We’re kicking off this fresh calendar year by diving into Amazon SageMaker—a fully managed machine learning service from AWS. But first, make sure you have read my previous series of articles on AWS Sagemaker.
This guide will walk you through
- Setting up Amazon SageMaker
- Launching and using Jupyter Notebook (or JupyterLab) within SageMaker
- Importing a Kaggle Dataset directly for analysis
- Recognizing the limitations of this approach (especially around storage)
All set? Let’s begin!
1. Setting Up Amazon SageMaker
Before we jump into Jupyter Notebooks, make sure you have:
- An AWS Account (with a valid payment method and correct permissions)
- IAM (Identity and Access Management) permissions to create and run SageMaker resources
- Optionally, an S3 bucket if you plan to store large datasets
1.1. Create or Log In to Your AWS Account
- Head to aws.amazon.com to either sign up or log in.
- Once in the AWS Management Console, pick a region (e.g., us-east-1, us-west-2, etc.). - All SageMaker resources (notebook instances, training jobs, models) will be created in that region.
1.2. Set Up IAM Permissions
- Go to the IAM console and create (or select) a user with permissions to access SageMaker.
- Attach the AmazonSageMakerFullAccess policy or an equivalent custom policy granting SageMaker-related actions.

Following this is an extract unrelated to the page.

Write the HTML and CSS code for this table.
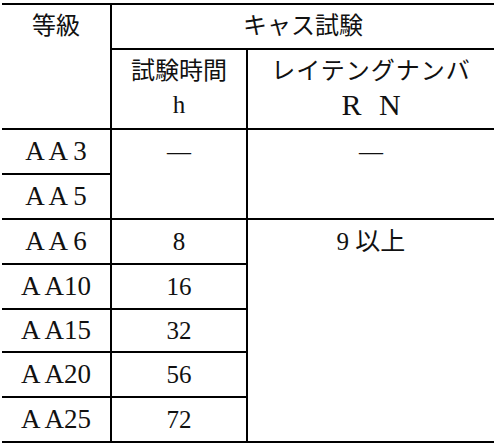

- If you intend to pull in data from S3, ensure the user or role also has the necessary S3 permissions (e.g., AmazonS3ReadOnlyAccess or appropriate custom access).
1.3. (Optional) Configure VPC Settings
Some organizations need their resources in private subnets. If required:
- Choose a VPC, Subnet, and Security Group that have the right outbound/internet access to retrieve data from, say, Kaggle or S3.
- If you’re new or just experimenting, you can skip this and use default settings.
2. Getting Started With Jupyter Notebook (or JupyterLab) on SageMaker
2.1. Create a Notebook Instance
-
Navigate to SageMaker
- In the AWS console, type “SageMaker” in the search bar and select Amazon SageMaker.
-
Notebook Instances
- From the left panel, click Notebook → Notebook instances.
-
Create a Notebook Instance
- Click the Create notebook instance button.
-
Notebook instance name: for instance,
my-first-sagemaker-notebook
. -
Instance type: pick something like
ml.t2.medium
for small-scale experiments. - IAM role: either create a new role or select an existing one that grants SageMaker the necessary permissions.
- (Optional) Increase the Volume size if you anticipate working with large datasets.
- Click Create notebook instance.
-
Wait Until “InService”
- You’ll see the status go from Pending → InService (takes a few minutes).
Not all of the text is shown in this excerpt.